Build a hello world kernel module

Taken from The Linux Kernel Module Programming Guide
We created a hello.c and build it into driver/block
We don't build it as a module because currently our rootfs is built with buildroot and our kernel is built indenpendently. We did that because we are compiling the kernel many times so it is easier and it is not that different to built it in the kernel or as a module.

Implementing a module using Virtio is to create a simple Virtio-based device

This is a work in progress, steps are defined but are under investigation.

... Reflexions ...

A good first step for implementing a module using Virtio is to create a simple Virtio-based device, such as a Virtio block device, and then extend it gradually.

Here's an easy path forward:

Understand the Virtio Framework The Linux kernel has an extensive Virtio framework for handling Virtio devices, which are widely used in virtualized environments like QEMU. Virtio drivers in Linux communicate with corresponding Virtio device implementations in QEMU.

Virtio block devices are an excellent entry point because they are simpler than networking or GPU devices. These devices interact with QEMU's backend through a shared memory mechanism (Virtqueue) to perform I/O operations.

Modify QEMU to Add a Simple Virtio Device

QEMU provides interfaces for creating custom Virtio devices. We can start by modifying or adding a new Virtio device in QEMU.

Steps:
- Navigate to the hw/virtio/ directory in QEMU’s source code. This directory contains implementations for Virtio devices.
- Copy the existing virtio-blk.c file, which implements a block device.
- Modify the new file to define a custom device (e.g., virtio-hello.c).
- Add the device to hw/virtio/Makefile.objs.
- Register the new device in hw/virtio/virtio.c by adding it to the list of supported Virtio devices.

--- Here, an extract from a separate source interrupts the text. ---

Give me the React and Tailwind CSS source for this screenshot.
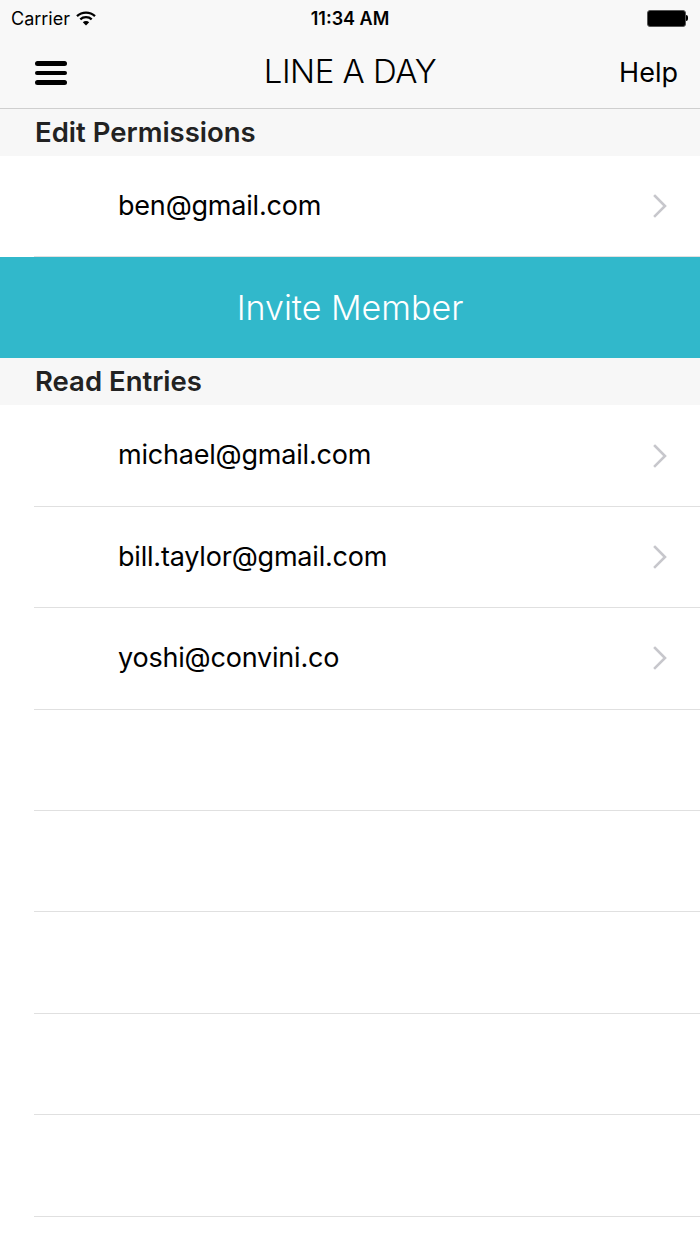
import React from "react";

const font = { fontFamily: "Inter, 'Liberation Sans', sans-serif" };

function Chevron() {
  return (
    <svg width="16" height="24" viewBox="0 0 16 24" className="shrink-0">
      <path d="M3 2 L13 12 L3 22" fill="none" stroke="#c7c7cc" strokeWidth="2.6" strokeLinecap="square" />
    </svg>
  );
}

function Row({ email, chevron }) {
  return (
    <div className="ml-[34px] h-[101.4px] border-b border-[#e0e0e0] flex items-center pr-[32px]">
      <div className="flex-1 pl-[84px] text-[27px] text-black tracking-[-0.2px]">{email}</div>
      {chevron && <Chevron />}
    </div>
  );
}

function SectionHeader({ title }) {
  return (
    <div className="h-[47px] bg-[#f7f7f7] flex items-center pl-[35px] text-[27.5px] font-semibold text-[#222]">
      {title}
    </div>
  );
}

export default function App() {
  return (
    <div className="w-[700px] h-[1244px] bg-white overflow-hidden" style={font}>
      <div className="bg-[#f8f8f8] border-b border-[#cfcfcf] h-[109px] flex flex-col">
        <div className="h-[36px] flex items-center justify-between px-[11px] relative">
          <div className="flex items-center gap-[6px] text-[18px] text-black">
            <span>Carrier</span>
            <svg width="20" height="15" viewBox="0 0 20 15">
              <path d="M1 5.2 A13 13 0 0 1 19 5.2" fill="none" stroke="black" strokeWidth="2.3" />
              <path d="M4.3 8.4 A8.5 8.5 0 0 1 15.7 8.4" fill="none" stroke="black" strokeWidth="2.3" />
              <path d="M10 14.5 L6.8 11.3 A4.6 4.6 0 0 1 13.2 11.3 Z" fill="black" />
            </svg>
          </div>
          <div className="absolute left-0 right-0 text-center text-[18px] font-semibold text-black pointer-events-none">11:34 AM</div>
          <div className="flex items-center pr-[1px]">
            <div className="w-[39px] h-[17px] rounded-[3px] border border-[#555] bg-black" />
            <div className="w-[2px] h-[6px] bg-black rounded-r-sm" />
          </div>
        </div>
        <div className="flex-1 flex items-center justify-between pl-[35px] pr-[22px] relative">
          <div className="flex flex-col gap-[5px] pt-[2px]">
            <div className="w-[32px] h-[4.5px] bg-black rounded-full" />
            <div className="w-[32px] h-[4.5px] bg-black rounded-full" />
            <div className="w-[32px] h-[4.5px] bg-black rounded-full" />
          </div>
          <div className="absolute left-0 right-0 text-center text-[33px] font-light text-black tracking-[-0.5px] pointer-events-none">
            LINE A DAY
          </div>
          <div className="text-[27px] text-black pt-[2px]">Help</div>
        </div>
      </div>
      <SectionHeader title="Edit Permissions" />
      <Row email="ben@gmail.com" chevron />
      <div className="h-[101px] bg-[#31b8cb] flex items-center justify-center text-white text-[34px] font-light">
        Invite Member
      </div>
      <SectionHeader title="Read Entries" />
      <Row email="michael@gmail.com" chevron />
      <Row email="bill.taylor@gmail.com" chevron />
      <Row email="yoshi@convini.co" chevron />
      <Row email="" />
      <Row email="" />
      <Row email="" />
      <Row email="" />
      <Row email="" />
    </div>
  );
}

Create a Simple Linux Kernel Module Using Virtio

On the kernel side, we will write a module that acts as a Virtio driver for our custom Virtio device.

Steps:
- In our Linux source tree, navigate to drivers/virtio.
- Create a new file for our module, for example, hello_virtio.c.
- Use the virtio_driver structure, which is used to register a Virtio driver with the kernel.
- Implement our own probe() and remove() functions to initialize and tear down the device.
- Our probe() function will be called when a Virtio device that matches our driver is detected.
- Communicate with QEMU's backend using the Virtqueue mechanism.

Example of registering a Virtio driver:

#include <linux/module.h>
#include <linux/virtio.h>

static int hello_virtio_probe(struct virtio_device *vdev) {
    printk(KERN_INFO "Hello Virtio device detected!\n");
    return 0;
}

static void hello_virtio_remove(struct virtio_device *vdev) {
    printk(KERN_INFO "Hello Virtio device removed!\n");
}

static struct virtio_device_id hello_virtio_id_table[] = {
    { VIRTIO_ID_YOUR_DEVICE, VIRTIO_DEV_ANY_ID },
    { 0 },
};

static struct virtio_driver hello_virtio_driver = {
    .driver.name = KBUILD_MODNAME,
    .driver.owner = THIS_MODULE,
    .id_table = hello_virtio_id_table,
    .probe = hello_virtio_probe,
    .remove = hello_virtio_remove,
};

module_virtio_driver(hello_virtio_driver);

MODULE_DEVICE_TABLE(virtio, hello_virtio_id_table);
MODULE_AUTHOR("Me");
MODULE_DESCRIPTION("Simple Virtio Driver");
MODULE_LICENSE("GPL");

Launch QEMU with Our Custom Device

To test our Virtio device, we'll need to launch QEMU with support for the device we added in step 2. Add the new Virtio device as an option in the QEMU command line when starting our virtual machine.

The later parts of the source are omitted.